A SCHEME that helps looked after children in Swansea find out more about life in university to inspire them, raise aspirations and increase confidence and self-esteem has won a Diana Award.

Diamond_project

The Diamond Project started out as a one-day taster session for older children but thanks to their enthusiasm and support from Swansea Council's looked after children's education team and Swansea University it has grown.

The young people now attend regular meetings and days out at the university.

They are also planning on extending it further so they can mentor younger children like themselves to seize opportunities they might have thought would never be within their grasp.

Cllr Jen Raynor, Swansea Council's Cabinet Member for Education Improvement, Learning and Skills, said: "This is fantastic news and well deserved so I would like to congratulate all the young people involved in the Diamond Project as well as the team that supports them.

"Our Looked after Children have the same right to higher education as any other child and the team is passionate and committed to supporting our learners to aspire and achieve their very best potential.

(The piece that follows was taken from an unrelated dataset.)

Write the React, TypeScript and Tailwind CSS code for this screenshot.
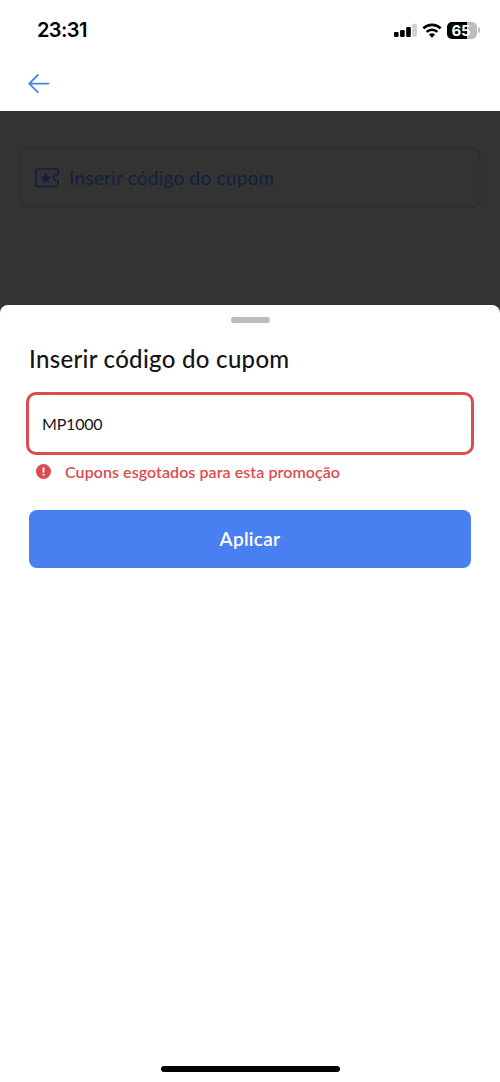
import { useState } from 'react';

function StatusBar() {
  return (
    <div className="flex h-[60px] items-center justify-between pl-[37px] pr-5">
      <span className="font-['Inter',sans-serif] text-[20px] font-semibold leading-none tracking-[-0.6px] text-black">
        23:31
      </span>
      <div className="flex items-center">
        {/* Signal */}
        <svg className="h-[14px] w-[23px]" viewBox="0 0 23 14" fill="#000">
          <rect x="0" y="9" width="4.6" height="5" rx="1.2" />
          <rect x="6.1" y="7" width="4.6" height="7" rx="1.2" />
          <rect x="12.2" y="4" width="4.6" height="10" rx="1.2" />
          <rect x="18.3" y="0.8" width="4.6" height="13.2" rx="1.2" fill="#d2d2d2" />
        </svg>
        {/* Wi-Fi */}
        <svg className="ml-[5px] h-[15px] w-[20px]" viewBox="0 0 20 15" fill="none" stroke="#000" strokeWidth="2.7">
          <path d="M1.3 5.3a12.6 12.6 0 0 1 17.4 0" />
          <path d="M4.6 8.9a7.8 7.8 0 0 1 10.8 0" />
          <path d="M10 14.8l-3-3a4.3 4.3 0 0 1 6 0z" fill="#000" stroke="none" />
        </svg>
        {/* Battery */}
        <div className="ml-[5px] flex h-[17px] w-[30px] items-center justify-center rounded-[5px] bg-linear-to-r from-black from-65% to-[#bdbdbd] to-65%">
          <span className="mr-[2px] font-['Inter',sans-serif] text-[15px] font-bold leading-none tracking-[-0.2px] text-white">
            65
          </span>
        </div>
        <div className="ml-px h-[6px] w-[2px] rounded-r-full bg-[#bdbdbd]" />
      </div>
    </div>
  );
}

function TicketIcon() {
  return (
    <svg className="h-5 w-6" viewBox="0 0 24 20" fill="none" stroke="#13203f" strokeWidth="1.7" strokeLinejoin="round">
      <path d="M2.500 1h19a1.500 1.500 0 0 1 1.500 1.500v4.200h-1.200a3.100 3.100 0 0 0 0 6.200H23v4.100a1.500 1.500 0 0 1-1.500 1.500h-19A1.500 1.500 0 0 1 1 17v-14.500A1.500 1.500 0 0 1 2.500 1z" />
      <path
        d="M11 4.300l1.700 3.600 3.900.5-2.900 2.700.8 3.900-3.500-1.900-3.500 1.900.8-3.900-2.900-2.700 3.900-.5z"
        fill="#13203f"
        stroke="none"
      />
    </svg>
  );
}

export default function App() {
  const [code, setCode] = useState('MP1000');

  return (
    <div className="flex h-[1082px] w-full flex-col overflow-hidden bg-white font-['Lato',sans-serif]">
      <StatusBar />

      <header className="flex h-[51px] shrink-0 items-center pl-7 pb-1">
        <button type="button" aria-label="Voltar">
          <svg className="h-5 w-[22px]" viewBox="0 0 22 20" fill="none" stroke="#4880f0" strokeWidth="1.8" strokeLinecap="round" strokeLinejoin="round">
            <path d="M20.500 9.600H1.200M9.800 1l-8.600 8.600 8.600 8.600" />
          </svg>
        </button>
      </header>

      {/* Dimmed page behind the sheet */}
      <div className="h-[202px] shrink-0 bg-[#333] px-[19px] pt-9">
        <div className="flex h-[61px] items-center rounded-[8px] border-2 border-[#2f2f2f] pl-3.5">
          <TicketIcon />
          <span className="ml-2.5 text-[19px] leading-6 tracking-[0.23px] text-[#13203f]">
            Inserir código do cupom
          </span>
        </div>
      </div>

      {/* Bottom sheet */}
      <section className="-mt-2 flex flex-1 flex-col rounded-t-[8px] bg-white">
        <div className="mx-auto mt-[12px] h-[6px] w-[39px] shrink-0 rounded-full bg-[#bdbdbd]" />
        <h1 className="ml-[29px] mt-[22px] text-[24px] font-medium leading-[28px] tracking-[0.3px] text-[#151515]">
          Inserir código do cupom
        </h1>
        <input
          className="mx-[26px] mt-[19px] h-[63px] rounded-[10px] border-3 border-[#dc4b52] pl-[13px] text-[16px] tracking-[-0.2px] text-[#151515] outline-none"
          value={code}
          onChange={(e) => setCode(e.target.value)}
        />
        <div className="ml-9 mt-[7px] flex h-5 items-center text-[#dc4b52]">
          <svg className="-mt-px h-[15px] w-[15px]" viewBox="0 0 15 15">
            <circle cx="7.500" cy="7.500" r="7.500" fill="currentColor" />
            <path d="M7.500 3.600v4.800M7.500 9.800v1.700" stroke="#fff" strokeWidth="1.800" />
          </svg>
          <p className="ml-3.5 text-[16px] font-semibold leading-5 tracking-[0.07px]">
            Cupons esgotados para esta promoção
          </p>
        </div>
        <button
          type="button"
          className="mx-[29px] mt-[28px] h-[58px] rounded-[8px] bg-[#4880f1] text-[19px] font-semibold tracking-[0.3px] text-white"
        >
          Aplicar
        </button>
        <div className="mx-auto mb-[10px] mt-auto h-[6px] w-[179px] shrink-0 rounded-full bg-black" />
      </section>
    </div>
  );
}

"The young people involved are an inspiring example to others that significant adversities can be overcome with the right support and opportunities."

The Diana Award was established in 1999 by the British Government who wanted to continue Princess Diana's legacy by establishing a formal way to recognise young people who were going above and beyond the expected in their local communities.

The young people involved in the Diamond Project will now be invited to attend a ceremony in Cardiff to receive their award.

It is the second time they have been recognised for their work recently after winning  an award at Swansea Council's own High Five Awards last month.